## Instruction
Repeat, exactly and in full, the lines of the listing below, but without any pictures.

## Supplied material
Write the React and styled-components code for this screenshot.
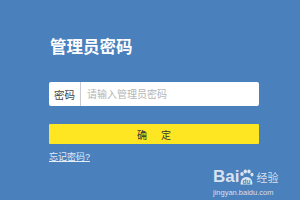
import React from 'react';
import styled, { createGlobalStyle } from 'styled-components';

const GlobalStyle = createGlobalStyle`
  html, body { margin: 0; padding: 0; }
  body { font-family: "Liberation Sans", "Noto Sans CJK SC", sans-serif; }
`;

export default function App() {
  return (
    <>
      <GlobalStyle />
      <Page>
        <Form>
          <Title>管理员密码</Title>
          <InputRow>
            <Label>密码</Label>
            <Input type="password" placeholder="请输入管理员密码" />
          </InputRow>
          <Submit type="button">确&nbsp;&nbsp;&nbsp;&nbsp;&nbsp;定</Submit>
          <Forgot href="#">忘记密码?</Forgot>
        </Form>
        <Watermark>
          <Brand>
            <span>Bai</span>
            <Paw>
              <svg width="15" height="16" viewBox="0 0 15 16">
                <ellipse cx="3" cy="5" rx="1.7" ry="2.1" fill="rgba(255,255,255,0.8)" />
                <ellipse cx="6.3" cy="2.4" rx="1.7" ry="2" fill="rgba(255,255,255,0.8)" />
                <ellipse cx="10" cy="2.6" rx="1.7" ry="2" fill="rgba(255,255,255,0.8)" />
                <ellipse cx="13" cy="5.6" rx="1.5" ry="1.9" fill="rgba(255,255,255,0.8)" />
                <path d="M1.5 15.5 Q1.5 8 7.5 8 Q13.5 8 13.5 15.5 Z" fill="rgba(255,255,255,0.8)" />
              </svg>
              <PawText>du</PawText>
            </Paw>
            <Jy>经验</Jy>
          </Brand>
          <Url>jingyan.baidu.com</Url>
        </Watermark>
      </Page>
    </>
  );
}

const Page = styled.div`
  position: relative;
  width: 300px;
  height: 200px;
  background: #4a80bb;
  overflow: hidden;
`;

const Form = styled.div`
  display: flex;
  flex-direction: column;
  width: 210px;
  padding: 37px 0 0 49px;
`;

const Title = styled.h1`
  margin: 0 0 0 1px;
  font-size: 16.5px;
  line-height: 20px;
  font-weight: bold;
  color: #fff;
`;

const InputRow = styled.div`
  display: flex;
  align-items: center;
  height: 24px;
  margin-top: 25px;
  background: #fff;
  border-radius: 2px;
`;

const Label = styled.div`
  width: 32px;
  height: 24px;
  box-sizing: border-box;
  border-right: 1px solid #c8ccd2;
  display: flex;
  align-items: center;
  justify-content: center;
  font-size: 10.5px;
  color: #444;
`;

const Input = styled.input`
  flex: 1;
  height: 22px;
  border: none;
  outline: none;
  padding: 0 0 0 6px;
  font-family: inherit;
  font-size: 10px;
  color: #333;
  background: transparent;
  &::placeholder { color: #b5b5b5; }
`;

const Submit = styled.button`
  margin-top: 18px;
  height: 20px;
  border: none;
  border-radius: 1px;
  background: #ffe623;
  color: #333;
  font-family: inherit;
  font-size: 10px;
  padding: 0;
  cursor: pointer;
`;

const Forgot = styled.a`
  margin-top: 7px;
  align-self: flex-start;
  font-size: 9px;
  line-height: 12px;
  color: #e4ecf6;
  text-decoration: underline;
`;

const Watermark = styled.div`
  position: absolute;
  left: 213px;
  top: 168px;
  display: flex;
  flex-direction: column;
  align-items: flex-start;
  color: rgba(255, 255, 255, 0.78);
`;

const Brand = styled.div`
  display: flex;
  align-items: flex-end;
  font-size: 17px;
  font-weight: bold;
  line-height: 18px;
`;

const Paw = styled.span`
  position: relative;
  display: inline-flex;
  width: 15px;
  height: 16px;
  align-items: flex-end;
  margin: 0 1px 1px 0;
`;

const PawText = styled.span`
  position: absolute;
  left: 3px;
  bottom: 0;
  font-size: 6.5px;
  line-height: 7px;
  color: #4a80bb;
`;

const Jy = styled.span`
  font-size: 11px;
  font-weight: normal;
  line-height: 15px;
  margin-left: 1px;
`;

const Url = styled.div`
  margin-top: 2px;
  font-size: 7.5px;
  line-height: 9px;
`;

## Complete answer
Write the React and styled-components code for this screenshot.
import React from 'react';
import styled, { createGlobalStyle } from 'styled-components';

const GlobalStyle = createGlobalStyle`
  html, body { margin: 0; padding: 0; }
  body { font-family: "Liberation Sans", "Noto Sans CJK SC", sans-serif; }
`;

export default function App() {
  return (
    <>
      <GlobalStyle />
      <Page>
        <Form>
          <Title>管理员密码</Title>
          <InputRow>
            <Label>密码</Label>
            <Input type="password" placeholder="请输入管理员密码" />
          </InputRow>
          <Submit type="button">确&nbsp;&nbsp;&nbsp;&nbsp;&nbsp;定</Submit>
          <Forgot href="#">忘记密码?</Forgot>
        </Form>
        <Watermark>
          <Brand>
            <span>Bai</span>
            <Paw>
              <svg width="15" height="16" viewBox="0 0 15 16">
                <ellipse cx="3" cy="5" rx="1.7" ry="2.1" fill="rgba(255,255,255,0.8)" />
                <ellipse cx="6.3" cy="2.4" rx="1.7" ry="2" fill="rgba(255,255,255,0.8)" />
                <ellipse cx="10" cy="2.6" rx="1.7" ry="2" fill="rgba(255,255,255,0.8)" />
                <ellipse cx="13" cy="5.6" rx="1.5" ry="1.9" fill="rgba(255,255,255,0.8)" />
                <path d="M1.5 15.5 Q1.5 8 7.5 8 Q13.5 8 13.5 15.5 Z" fill="rgba(255,255,255,0.8)" />
              </svg>
              <PawText>du</PawText>
            </Paw>
            <Jy>经验</Jy>
          </Brand>
          <Url>jingyan.baidu.com</Url>
        </Watermark>
      </Page>
    </>
  );
}

const Page = styled.div`
  position: relative;
  width: 300px;
  height: 200px;
  background: #4a80bb;
  overflow: hidden;
`;

const Form = styled.div`
  display: flex;
  flex-direction: column;
  width: 210px;
  padding: 37px 0 0 49px;
`;

const Title = styled.h1`
  margin: 0 0 0 1px;
  font-size: 16.5px;
  line-height: 20px;
  font-weight: bold;
  color: #fff;
`;

const InputRow = styled.div`
  display: flex;
  align-items: center;
  height: 24px;
  margin-top: 25px;
  background: #fff;
  border-radius: 2px;
`;

const Label = styled.div`
  width: 32px;
  height: 24px;
  box-sizing: border-box;
  border-right: 1px solid #c8ccd2;
  display: flex;
  align-items: center;
  justify-content: center;
  font-size: 10.5px;
  color: #444;
`;

const Input = styled.input`
  flex: 1;
  height: 22px;
  border: none;
  outline: none;
  padding: 0 0 0 6px;
  font-family: inherit;
  font-size: 10px;
  color: #333;
  background: transparent;
  &::placeholder { color: #b5b5b5; }
`;

const Submit = styled.button`
  margin-top: 18px;
  height: 20px;
  border: none;
  border-radius: 1px;
  background: #ffe623;
  color: #333;
  font-family: inherit;
  font-size: 10px;
  padding: 0;
  cursor: pointer;
`;

const Forgot = styled.a`
  margin-top: 7px;
  align-self: flex-start;
  font-size: 9px;
  line-height: 12px;
  color: #e4ecf6;
  text-decoration: underline;
`;

const Watermark = styled.div`
  position: absolute;
  left: 213px;
  top: 168px;
  display: flex;
  flex-direction: column;
  align-items: flex-start;
  color: rgba(255, 255, 255, 0.78);
`;

const Brand = styled.div`
  display: flex;
  align-items: flex-end;
  font-size: 17px;
  font-weight: bold;
  line-height: 18px;
`;

const Paw = styled.span`
  position: relative;
  display: inline-flex;
  width: 15px;
  height: 16px;
  align-items: flex-end;
  margin: 0 1px 1px 0;
`;

const PawText = styled.span`
  position: absolute;
  left: 3px;
  bottom: 0;
  font-size: 6.5px;
  line-height: 7px;
  color: #4a80bb;
`;

const Jy = styled.span`
  font-size: 11px;
  font-weight: normal;
  line-height: 15px;
  margin-left: 1px;
`;

const Url = styled.div`
  margin-top: 2px;
  font-size: 7.5px;
  line-height: 9px;
`;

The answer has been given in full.